The emptiness of their lives motivates Jonah to share his story in its entirety to Freya. Without anything else to look forward to apart from the next feeding cycle, Jonah wants to look back and represent where they are as the culminating point of a life spent in the service of other masters. Ironically, as Norah pointed out at the end of Chapter 3, she and Jonah have given up the freedom with which they previously explored the world, only for them to remain tethered to their birth-bodies at Slade House. The Grayers are not, in fact, free but prisoners in a jail of their own design.


Ever the cautious sister, Norah scolds Jonah for his vanity, pointing out that their mystique is a crucial element of their operandi. While discussing their backstory, Jonah underscores the fact that anyone who learns the truth about the Grayers may gain the secret to undermining and destroying them. The knowledge of the Grayers’ origins effectively becomes a secret weapon in its own right, revealing the key to defeating them. Norah alludes to this when she disguises herself as Maggs and cautions Freya against indulging Fred’s obsession. Norah is effectively telling both Freya and Jonah to stop what they are doing and hurry on to the outcome. Following the deployment of Chekhov’s gun at the end of this chapter, Norah’s warnings foreshadow the Grayers’ final encounter with their last guest, who uses the new weapon to her advantage.

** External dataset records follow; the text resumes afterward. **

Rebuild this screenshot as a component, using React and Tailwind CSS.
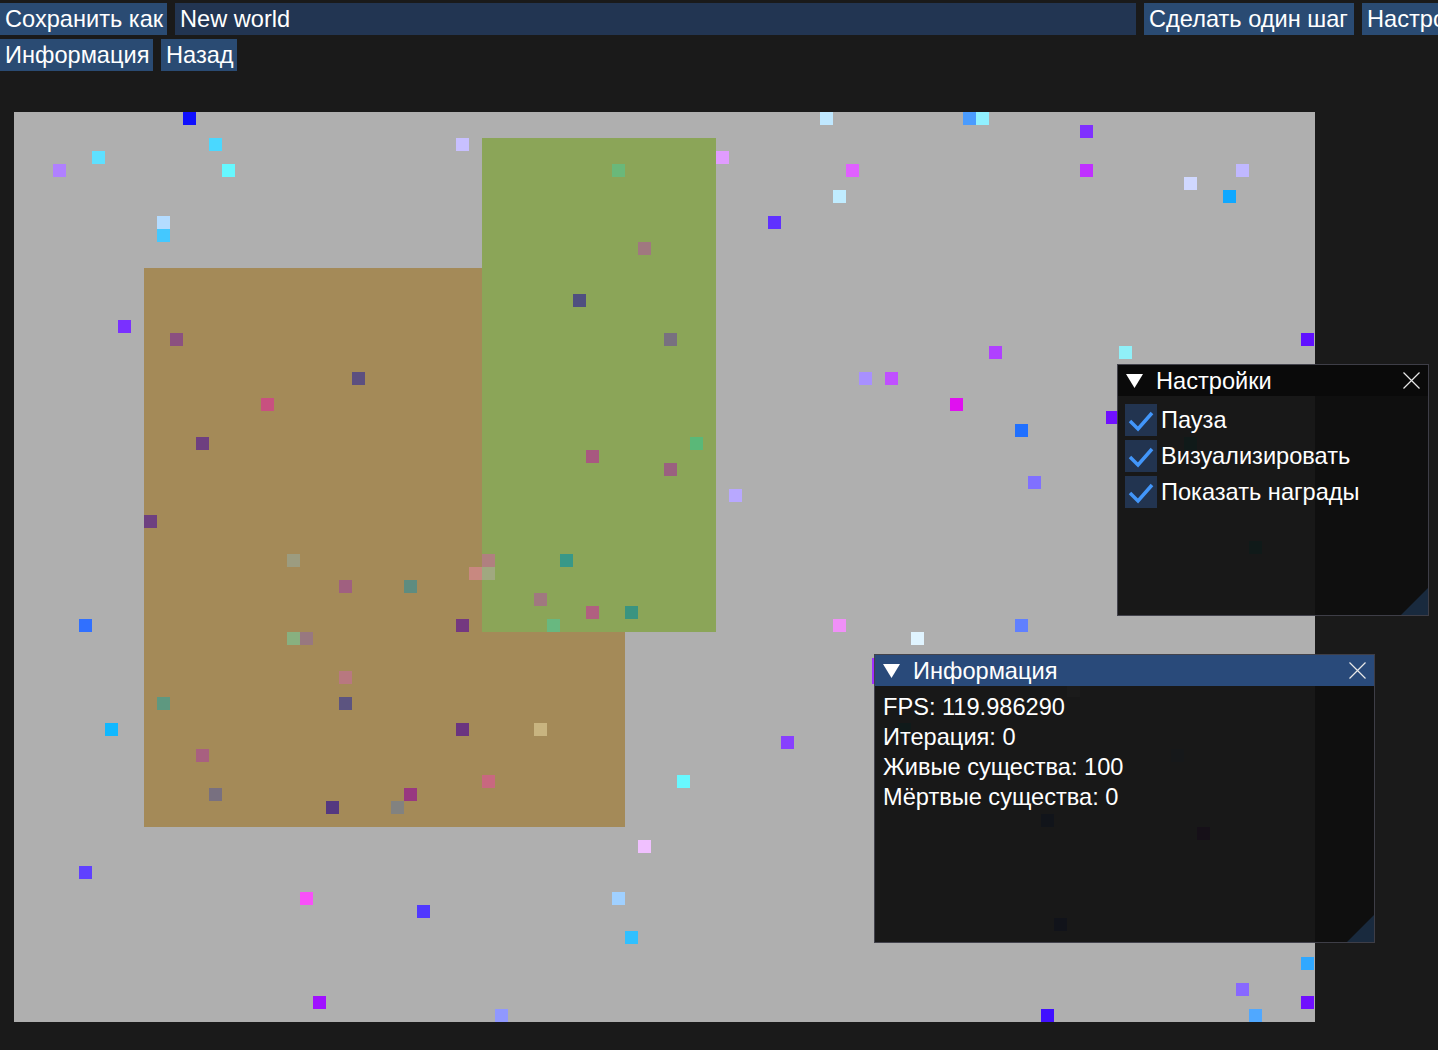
import React from 'react';

// world cells: [col, row, colour]
const cells = [
  [13, 0, '#1010ff'], [62, 0, '#c0e8ff'], [73, 0, '#4a9cff'], [74, 0, '#90f0ff'],
  [82, 1, '#8030ff'],
  [15, 2, '#4ad8ff'], [34, 2, '#c8c0ff'],
  [6, 3, '#5ee0ff'], [54, 3, '#e09cff'],
  [3, 4, '#b080ff'], [16, 4, '#66f8ff'], [46, 4, '#6ab87a'], [64, 4, '#e060ff'], [82, 4, '#c030ff'], [94, 4, '#c0b8ff'],
  [90, 5, '#d0d8ff'],
  [63, 6, '#c0ecff'], [93, 6, '#10a8ff'],
  [11, 8, '#b4dcff'], [58, 8, '#6030ff'],
  [11, 9, '#44c8ff'],
  [48, 10, '#a07880'],
  [43, 14, '#4f4f80'],
  [8, 16, '#7a30ff'], [99, 17, '#6010ff'],
  [12, 17, '#8b5080'], [50, 17, '#787080'],
  [75, 18, '#b040ff'], [85, 18, '#90f0f8'],
  [26, 20, '#5c4f80'], [65, 20, '#a890ff'], [67, 20, '#c050ff'],
  [19, 22, '#c85080'], [72, 22, '#e010f0'],
  [84, 23, '#7010ff'],
  [77, 24, '#2070ff'],
  [14, 25, '#6e3f80'], [52, 25, '#5ab878'], [90, 25, '#20c8b8'],
  [44, 26, '#a85880'],
  [50, 27, '#9a6080'],
  [78, 28, '#8070ff'],
  [55, 29, '#b8a8ff'],
  [10, 31, '#6e4080'],
  [95, 33, '#20c8b8'],
  [21, 34, '#9c9c80'], [36, 34, '#b08080'], [42, 34, '#389888'],
  [35, 35, '#c88880'], [36, 35, '#a0a880'],
  [25, 36, '#a06080'], [30, 36, '#5e8c80'],
  [40, 37, '#a07880'],
  [44, 38, '#b06080'], [47, 38, '#3a9480'],
  [5, 39, '#3070ff'], [34, 39, '#743880'], [41, 39, '#68b880'], [63, 39, '#f090f8'], [77, 39, '#6080ff'],
  [21, 40, '#88b080'], [22, 40, '#987880'], [69, 40, '#e0f4ff'],
  [66, 42, '#a030ff'], [66, 43, '#a030ff'],
  [25, 43, '#b87880'],
  [81, 44, '#d8d8d8'],
  [11, 45, '#5e9880'], [25, 45, '#5c5480'],
  [7, 47, '#10b8ff'], [34, 47, '#6a3480'], [40, 47, '#c8b480'], [68, 47, '#20c0c0'],
  [59, 48, '#8840ff'],
  [14, 49, '#a86080'], [89, 49, '#80a8c8'],
  [36, 51, '#c86880'], [51, 51, '#68f8ff'],
  [15, 52, '#787080'], [30, 52, '#983880'],
  [24, 53, '#543880'], [29, 53, '#828280'],
  [79, 54, '#3060c8'],
  [91, 55, '#8020a0'],
  [48, 56, '#f0c0ff'],
  [5, 58, '#6040ff'],
  [22, 60, '#f850f8'], [46, 60, '#a0d0ff'],
  [31, 61, '#5038ff'], [97, 61, '#a0a0a0'],
  [80, 62, '#3050c8'],
  [47, 63, '#30c0ff'],
  [99, 65, '#30a8ff'],
  [94, 67, '#8868ff'],
  [23, 68, '#a010ff'], [99, 68, '#7010ff'],
  [37, 69, '#9098ff'], [79, 69, '#4010ff'], [95, 69, '#50a8ff'],
];

const Arrow = () => (
  <svg width="17" height="14" viewBox="0 0 17 14" className="shrink-0">
    <polygon points="0,0 17,0 8.5,14" fill="#ffffff" />
  </svg>
);

const CloseX = () => (
  <svg width="17" height="17" viewBox="0 0 17 17" className="shrink-0">
    <path d="M0.5 0.5L16.5 16.5M16.5 0.5L0.5 16.5" stroke="#e8e8e8" strokeWidth="1.2" />
  </svg>
);

const Grip = () => (
  <svg width="27" height="27" viewBox="0 0 27 27" className="absolute right-0 bottom-0">
    <polygon points="27,0 27,27 0,27" fill="rgba(66,150,250,0.2)" />
  </svg>
);

const Window = ({ title, active, className, children }) => (
  <div className={`absolute border border-[rgba(110,110,128,0.5)] bg-[rgba(15,15,15,0.94)] ${className}`}>
    <div className={`h-[31px] flex items-center pl-[8px] pr-[8px] ${active ? 'bg-[#294a7a]' : 'bg-[#0a0a0a]'}`}>
      <Arrow />
      <span className="ml-[13px] flex-1">{title}</span>
      <CloseX />
    </div>
    <div className="p-[8px] pl-[7px]">{children}</div>
    <Grip />
  </div>
);

const Check = ({ label }) => (
  <div className="flex items-center gap-[4px]">
    <div className="w-[32px] h-[32px] bg-[#223450] shrink-0">
      <svg width="32" height="32" viewBox="0 0 32 32">
        <polyline points="5,17 13,25 27,9" fill="none" stroke="#4296fa" strokeWidth="3.5" />
      </svg>
    </div>
    <span>{label}</span>
  </div>
);

const App = () => {
  return (
    <div className="relative w-[1438px] h-[1050px] overflow-hidden bg-[#1a1a1a] text-white text-[23.6px] leading-[26px] font-['Liberation_Sans',Arial,sans-serif]">
      {/* верхняя панель */}
      <div className="flex flex-col gap-[4px] pt-[3px]">
        <div className="flex gap-[8px] whitespace-nowrap">
          <button className="shrink-0 h-[32px] w-[167px] px-[5px] text-left bg-[#2a4b73]">Сохранить как</button>
          <div className="shrink-0 h-[32px] w-[961px] px-[5px] flex items-center bg-[#223552]">New world</div>
          <button className="shrink-0 h-[32px] w-[210px] px-[5px] text-left bg-[#2a4b73]">Сделать один шаг</button>
          <button className="shrink-0 h-[32px] px-[5px] text-left bg-[#2a4b73]">Настройки</button>
        </div>
        <div className="flex gap-[8px] whitespace-nowrap">
          <button className="shrink-0 h-[32px] w-[153px] px-[5px] text-left bg-[#2a4b73]">Информация</button>
          <button className="shrink-0 h-[32px] w-[76px] px-[5px] text-left bg-[#2a4b73]">Назад</button>
        </div>
      </div>

      {/* мир */}
      <div className="relative ml-[14px] mt-[41px] w-[1301px] h-[910px] bg-[#afafaf]">
        <div className="absolute left-[130px] top-[156px] w-[481px] h-[559px] bg-[#a48a58]" />
        <div className="absolute left-[468px] top-[26px] w-[234px] h-[494px] bg-[#8ba558]" />
        {cells.map(([c, r, color], i) => (
          <div
            key={i}
            className="absolute w-[13px] h-[13px]"
            style={{ left: c * 13, top: r * 13, backgroundColor: color }}
          />
        ))}
      </div>

      <Window title="Настройки" className="left-[1117px] top-[364px] w-[312px] h-[252px]">
        <div className="flex flex-col gap-[4px]">
          <Check label="Пауза" />
          <Check label="Визуализировать" />
          <Check label="Показать награды" />
        </div>
      </Window>

      <Window title="Информация" active className="left-[874px] top-[654px] w-[501px] h-[289px]">
        <div className="flex flex-col gap-[4px] pl-[1px]">
          <div>FPS: 119.986290</div>
          <div>Итерация: 0</div>
          <div>Живые существа: 100</div>
          <div>Мёртвые существа: 0</div>
        </div>
      </Window>
    </div>
  );
};

export default App;
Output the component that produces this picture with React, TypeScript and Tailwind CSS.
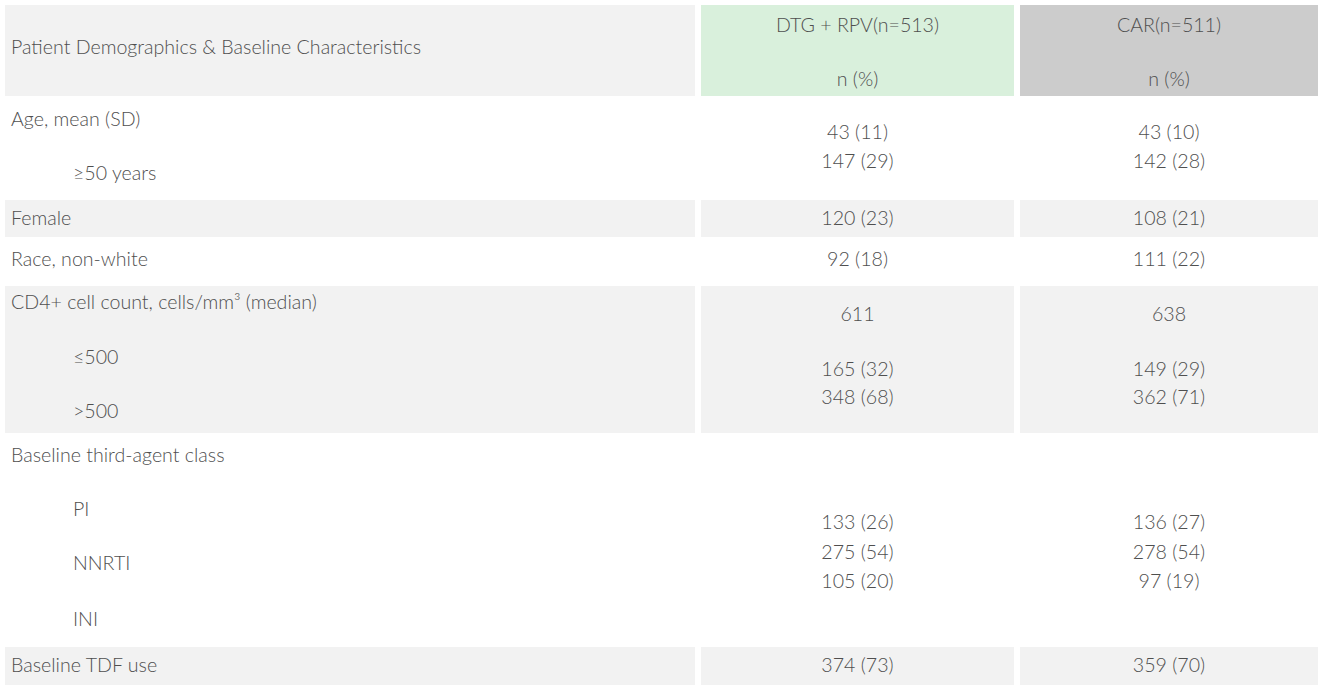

With the Timms sisters, the novel also shifts the characterization of their victims from the relatively passive characters of Nathan and Gordon to Sally and Freya’s active attempts to protect each other. The reappearance of Sal at the end of this chapter marks the fulfillment of the guests’ revenge against their malevolent hosts. Using the hairpin that Gordon took from Rita and Nathan Bishop, Sal manages to intervene during the consumption of Freya’s soul, striking a critical blow against Jonah. This will weaken his performance in the final chapter, leaving the twins at their most vulnerable as they confront their final guest, and it also highlights the fact that although the twins have immortality within their grasp, they are not indestructible. Sal’s appearance also brings a last-minute resolution to Freya, who recognizes her by the pendant that symbolizes Freya’s love for her sister. This development drives the theme of The Importance of Living for Others by showing how all the previous guests act in alliance to protect those still living.